* _GOAL_
Give the number of lines holding the string "components" and nothing more.

* _SUPPLIED DATA_
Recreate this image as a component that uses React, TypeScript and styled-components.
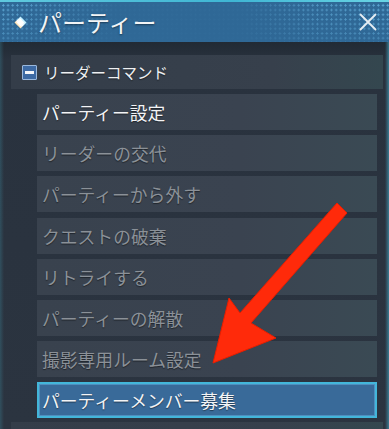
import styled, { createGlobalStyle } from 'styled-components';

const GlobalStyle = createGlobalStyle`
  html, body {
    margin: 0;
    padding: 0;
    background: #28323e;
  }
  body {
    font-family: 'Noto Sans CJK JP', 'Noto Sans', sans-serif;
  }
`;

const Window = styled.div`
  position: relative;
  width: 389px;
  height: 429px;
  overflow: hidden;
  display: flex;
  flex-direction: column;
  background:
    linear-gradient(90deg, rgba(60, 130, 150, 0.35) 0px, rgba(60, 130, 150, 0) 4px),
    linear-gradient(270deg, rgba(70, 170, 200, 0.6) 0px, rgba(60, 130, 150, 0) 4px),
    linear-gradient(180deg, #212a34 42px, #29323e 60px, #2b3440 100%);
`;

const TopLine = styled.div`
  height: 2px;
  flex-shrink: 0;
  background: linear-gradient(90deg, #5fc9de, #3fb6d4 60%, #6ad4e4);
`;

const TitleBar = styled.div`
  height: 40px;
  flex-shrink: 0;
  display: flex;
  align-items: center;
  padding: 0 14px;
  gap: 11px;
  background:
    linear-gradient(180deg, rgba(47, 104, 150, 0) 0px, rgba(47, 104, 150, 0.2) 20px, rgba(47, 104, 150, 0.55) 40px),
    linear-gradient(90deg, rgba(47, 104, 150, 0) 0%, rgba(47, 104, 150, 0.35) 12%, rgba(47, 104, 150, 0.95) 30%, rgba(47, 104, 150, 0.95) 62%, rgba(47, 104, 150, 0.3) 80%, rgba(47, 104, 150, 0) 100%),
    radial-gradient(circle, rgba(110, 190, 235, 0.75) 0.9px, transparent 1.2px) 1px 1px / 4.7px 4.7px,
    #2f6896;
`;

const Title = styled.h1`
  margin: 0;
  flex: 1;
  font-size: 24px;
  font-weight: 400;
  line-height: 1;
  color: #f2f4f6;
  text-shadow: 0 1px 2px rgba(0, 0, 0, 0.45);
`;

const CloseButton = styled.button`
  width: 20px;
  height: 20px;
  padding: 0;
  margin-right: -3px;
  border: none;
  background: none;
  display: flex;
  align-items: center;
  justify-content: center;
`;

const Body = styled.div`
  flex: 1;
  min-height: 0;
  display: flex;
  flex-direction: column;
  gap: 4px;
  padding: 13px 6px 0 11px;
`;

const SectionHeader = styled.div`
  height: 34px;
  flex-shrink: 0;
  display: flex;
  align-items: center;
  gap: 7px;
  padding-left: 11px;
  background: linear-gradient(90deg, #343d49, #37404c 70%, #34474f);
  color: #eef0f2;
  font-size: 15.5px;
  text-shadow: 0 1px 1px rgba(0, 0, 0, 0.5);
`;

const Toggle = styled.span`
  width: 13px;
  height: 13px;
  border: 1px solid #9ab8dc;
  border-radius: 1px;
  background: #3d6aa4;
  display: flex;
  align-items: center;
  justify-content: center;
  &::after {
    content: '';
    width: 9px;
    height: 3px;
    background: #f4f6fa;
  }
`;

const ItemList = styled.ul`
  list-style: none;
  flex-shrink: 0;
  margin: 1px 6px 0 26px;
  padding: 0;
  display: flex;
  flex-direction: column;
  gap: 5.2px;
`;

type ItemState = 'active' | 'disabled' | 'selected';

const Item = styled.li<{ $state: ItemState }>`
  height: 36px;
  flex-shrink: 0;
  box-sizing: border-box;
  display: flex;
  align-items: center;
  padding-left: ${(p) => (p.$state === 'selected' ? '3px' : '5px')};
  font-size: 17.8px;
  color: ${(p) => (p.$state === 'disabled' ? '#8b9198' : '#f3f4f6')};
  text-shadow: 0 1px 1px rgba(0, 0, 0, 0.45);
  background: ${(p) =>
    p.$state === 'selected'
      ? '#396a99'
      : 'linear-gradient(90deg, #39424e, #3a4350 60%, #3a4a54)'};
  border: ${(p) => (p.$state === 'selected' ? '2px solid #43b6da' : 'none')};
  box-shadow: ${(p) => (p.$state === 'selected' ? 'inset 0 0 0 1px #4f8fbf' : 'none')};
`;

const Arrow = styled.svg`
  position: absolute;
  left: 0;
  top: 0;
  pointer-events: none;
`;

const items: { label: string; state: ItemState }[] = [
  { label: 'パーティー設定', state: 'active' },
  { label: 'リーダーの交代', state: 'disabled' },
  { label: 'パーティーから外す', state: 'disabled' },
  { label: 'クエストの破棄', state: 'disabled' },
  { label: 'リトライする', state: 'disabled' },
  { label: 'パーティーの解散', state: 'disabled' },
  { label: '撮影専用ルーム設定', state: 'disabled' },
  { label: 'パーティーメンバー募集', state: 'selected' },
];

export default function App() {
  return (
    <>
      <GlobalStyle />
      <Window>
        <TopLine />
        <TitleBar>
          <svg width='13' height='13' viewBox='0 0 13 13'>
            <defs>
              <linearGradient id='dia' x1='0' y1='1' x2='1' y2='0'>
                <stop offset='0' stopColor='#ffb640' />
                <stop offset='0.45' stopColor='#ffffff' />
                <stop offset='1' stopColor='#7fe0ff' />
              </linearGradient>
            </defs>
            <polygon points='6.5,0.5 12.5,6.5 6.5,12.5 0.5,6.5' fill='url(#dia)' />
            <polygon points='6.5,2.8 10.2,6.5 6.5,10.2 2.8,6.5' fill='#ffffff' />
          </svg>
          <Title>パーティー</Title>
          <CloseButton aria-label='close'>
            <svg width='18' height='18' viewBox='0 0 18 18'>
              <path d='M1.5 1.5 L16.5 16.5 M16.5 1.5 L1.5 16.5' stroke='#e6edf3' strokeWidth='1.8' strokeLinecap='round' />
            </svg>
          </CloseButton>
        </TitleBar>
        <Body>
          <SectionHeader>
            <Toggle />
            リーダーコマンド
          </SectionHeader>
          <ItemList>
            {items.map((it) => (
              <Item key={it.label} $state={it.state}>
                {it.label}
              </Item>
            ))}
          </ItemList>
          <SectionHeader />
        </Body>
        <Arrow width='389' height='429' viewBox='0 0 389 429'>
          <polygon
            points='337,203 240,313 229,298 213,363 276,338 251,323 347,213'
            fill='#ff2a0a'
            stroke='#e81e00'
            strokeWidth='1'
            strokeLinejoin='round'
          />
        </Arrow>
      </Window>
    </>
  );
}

* _EXPECTED OUTPUT_
2